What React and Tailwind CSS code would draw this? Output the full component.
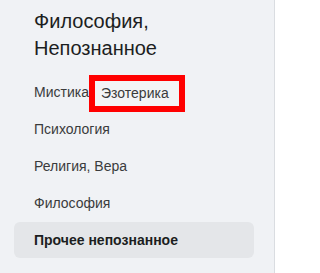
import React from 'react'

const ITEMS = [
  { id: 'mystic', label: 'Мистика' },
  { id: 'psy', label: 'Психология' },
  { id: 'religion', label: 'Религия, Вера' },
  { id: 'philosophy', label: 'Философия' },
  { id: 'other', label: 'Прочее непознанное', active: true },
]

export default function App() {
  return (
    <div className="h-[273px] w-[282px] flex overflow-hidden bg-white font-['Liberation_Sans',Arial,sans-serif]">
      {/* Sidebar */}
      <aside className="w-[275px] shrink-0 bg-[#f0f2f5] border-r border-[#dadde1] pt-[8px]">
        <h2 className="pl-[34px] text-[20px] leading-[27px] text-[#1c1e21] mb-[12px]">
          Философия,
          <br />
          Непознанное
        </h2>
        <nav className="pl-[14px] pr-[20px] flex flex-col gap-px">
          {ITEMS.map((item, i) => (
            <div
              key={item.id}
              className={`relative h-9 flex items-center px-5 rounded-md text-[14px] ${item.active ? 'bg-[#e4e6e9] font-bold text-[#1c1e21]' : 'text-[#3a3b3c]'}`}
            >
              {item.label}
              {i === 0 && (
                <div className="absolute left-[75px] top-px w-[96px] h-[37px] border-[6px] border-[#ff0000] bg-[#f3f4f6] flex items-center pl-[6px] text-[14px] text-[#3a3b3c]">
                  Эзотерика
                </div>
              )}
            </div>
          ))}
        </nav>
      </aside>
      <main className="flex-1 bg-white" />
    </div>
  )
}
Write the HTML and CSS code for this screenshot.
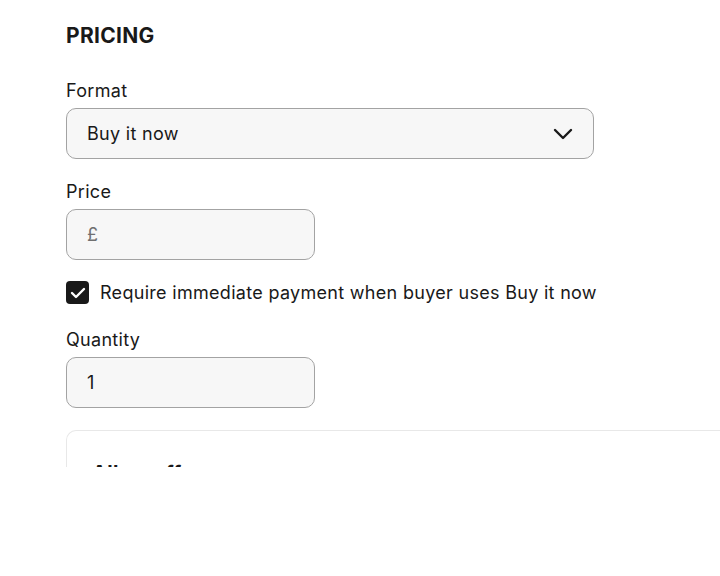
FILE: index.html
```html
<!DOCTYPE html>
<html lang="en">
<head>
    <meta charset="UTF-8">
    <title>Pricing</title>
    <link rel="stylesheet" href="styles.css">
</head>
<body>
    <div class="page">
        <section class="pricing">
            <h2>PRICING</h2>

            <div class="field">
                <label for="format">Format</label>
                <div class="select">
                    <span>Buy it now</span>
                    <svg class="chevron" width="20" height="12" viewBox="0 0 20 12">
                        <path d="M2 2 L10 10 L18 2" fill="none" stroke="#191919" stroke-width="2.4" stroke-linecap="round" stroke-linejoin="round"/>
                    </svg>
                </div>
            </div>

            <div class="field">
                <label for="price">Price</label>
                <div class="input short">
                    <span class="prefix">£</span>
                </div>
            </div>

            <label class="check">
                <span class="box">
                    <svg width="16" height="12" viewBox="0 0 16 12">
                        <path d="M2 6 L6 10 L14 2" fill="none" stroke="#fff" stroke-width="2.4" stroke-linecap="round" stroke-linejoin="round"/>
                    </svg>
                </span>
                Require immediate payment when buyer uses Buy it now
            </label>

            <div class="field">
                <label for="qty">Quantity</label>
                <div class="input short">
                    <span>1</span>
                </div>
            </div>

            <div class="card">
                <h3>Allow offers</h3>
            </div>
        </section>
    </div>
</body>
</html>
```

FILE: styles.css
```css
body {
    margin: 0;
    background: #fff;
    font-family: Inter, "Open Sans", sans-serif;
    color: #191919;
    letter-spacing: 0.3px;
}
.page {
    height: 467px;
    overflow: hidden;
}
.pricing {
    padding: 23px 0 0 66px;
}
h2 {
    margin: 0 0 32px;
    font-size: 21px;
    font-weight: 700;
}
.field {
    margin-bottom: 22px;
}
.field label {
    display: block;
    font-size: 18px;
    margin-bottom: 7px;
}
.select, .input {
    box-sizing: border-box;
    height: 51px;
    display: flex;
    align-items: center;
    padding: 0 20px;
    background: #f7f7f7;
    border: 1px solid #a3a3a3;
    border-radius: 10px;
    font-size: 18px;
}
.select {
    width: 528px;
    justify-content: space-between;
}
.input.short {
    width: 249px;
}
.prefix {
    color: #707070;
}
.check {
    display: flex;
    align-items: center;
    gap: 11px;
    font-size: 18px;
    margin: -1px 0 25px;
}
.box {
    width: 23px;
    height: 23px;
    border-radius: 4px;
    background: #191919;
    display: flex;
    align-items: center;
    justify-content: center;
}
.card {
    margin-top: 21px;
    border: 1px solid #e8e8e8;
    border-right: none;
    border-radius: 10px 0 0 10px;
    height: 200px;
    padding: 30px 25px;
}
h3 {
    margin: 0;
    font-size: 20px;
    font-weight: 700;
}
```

=-=-=

Each entry above is to be written out again unchanged, apart from the pictures, which are left out.

— COMPLETE OUTPUT —
What React and Tailwind CSS code would draw this? Output the full component.
import React from 'react'

const ITEMS = [
  { id: 'mystic', label: 'Мистика' },
  { id: 'psy', label: 'Психология' },
  { id: 'religion', label: 'Религия, Вера' },
  { id: 'philosophy', label: 'Философия' },
  { id: 'other', label: 'Прочее непознанное', active: true },
]

export default function App() {
  return (
    <div className="h-[273px] w-[282px] flex overflow-hidden bg-white font-['Liberation_Sans',Arial,sans-serif]">
      {/* Sidebar */}
      <aside className="w-[275px] shrink-0 bg-[#f0f2f5] border-r border-[#dadde1] pt-[8px]">
        <h2 className="pl-[34px] text-[20px] leading-[27px] text-[#1c1e21] mb-[12px]">
          Философия,
          <br />
          Непознанное
        </h2>
        <nav className="pl-[14px] pr-[20px] flex flex-col gap-px">
          {ITEMS.map((item, i) => (
            <div
              key={item.id}
              className={`relative h-9 flex items-center px-5 rounded-md text-[14px] ${item.active ? 'bg-[#e4e6e9] font-bold text-[#1c1e21]' : 'text-[#3a3b3c]'}`}
            >
              {item.label}
              {i === 0 && (
                <div className="absolute left-[75px] top-px w-[96px] h-[37px] border-[6px] border-[#ff0000] bg-[#f3f4f6] flex items-center pl-[6px] text-[14px] text-[#3a3b3c]">
                  Эзотерика
                </div>
              )}
            </div>
          ))}
        </nav>
      </aside>
      <main className="flex-1 bg-white" />
    </div>
  )
}
Write the HTML and CSS code for this screenshot.
FILE: index.html
```html
<!DOCTYPE html>
<html lang="en">
<head>
    <meta charset="UTF-8">
    <title>Pricing</title>
    <link rel="stylesheet" href="styles.css">
</head>
<body>
    <div class="page">
        <section class="pricing">
            <h2>PRICING</h2>

            <div class="field">
                <label for="format">Format</label>
                <div class="select">
                    <span>Buy it now</span>
                    <svg class="chevron" width="20" height="12" viewBox="0 0 20 12">
                        <path d="M2 2 L10 10 L18 2" fill="none" stroke="#191919" stroke-width="2.4" stroke-linecap="round" stroke-linejoin="round"/>
                    </svg>
                </div>
            </div>

            <div class="field">
                <label for="price">Price</label>
                <div class="input short">
                    <span class="prefix">£</span>
                </div>
            </div>

            <label class="check">
                <span class="box">
                    <svg width="16" height="12" viewBox="0 0 16 12">
                        <path d="M2 6 L6 10 L14 2" fill="none" stroke="#fff" stroke-width="2.4" stroke-linecap="round" stroke-linejoin="round"/>
                    </svg>
                </span>
                Require immediate payment when buyer uses Buy it now
            </label>

            <div class="field">
                <label for="qty">Quantity</label>
                <div class="input short">
                    <span>1</span>
                </div>
            </div>

            <div class="card">
                <h3>Allow offers</h3>
            </div>
        </section>
    </div>
</body>
</html>
```

FILE: styles.css
```css
body {
    margin: 0;
    background: #fff;
    font-family: Inter, "Open Sans", sans-serif;
    color: #191919;
    letter-spacing: 0.3px;
}
.page {
    height: 467px;
    overflow: hidden;
}
.pricing {
    padding: 23px 0 0 66px;
}
h2 {
    margin: 0 0 32px;
    font-size: 21px;
    font-weight: 700;
}
.field {
    margin-bottom: 22px;
}
.field label {
    display: block;
    font-size: 18px;
    margin-bottom: 7px;
}
.select, .input {
    box-sizing: border-box;
    height: 51px;
    display: flex;
    align-items: center;
    padding: 0 20px;
    background: #f7f7f7;
    border: 1px solid #a3a3a3;
    border-radius: 10px;
    font-size: 18px;
}
.select {
    width: 528px;
    justify-content: space-between;
}
.input.short {
    width: 249px;
}
.prefix {
    color: #707070;
}
.check {
    display: flex;
    align-items: center;
    gap: 11px;
    font-size: 18px;
    margin: -1px 0 25px;
}
.box {
    width: 23px;
    height: 23px;
    border-radius: 4px;
    background: #191919;
    display: flex;
    align-items: center;
    justify-content: center;
}
.card {
    margin-top: 21px;
    border: 1px solid #e8e8e8;
    border-right: none;
    border-radius: 10px 0 0 10px;
    height: 200px;
    padding: 30px 25px;
}
h3 {
    margin: 0;
    font-size: 20px;
    font-weight: 700;
}
```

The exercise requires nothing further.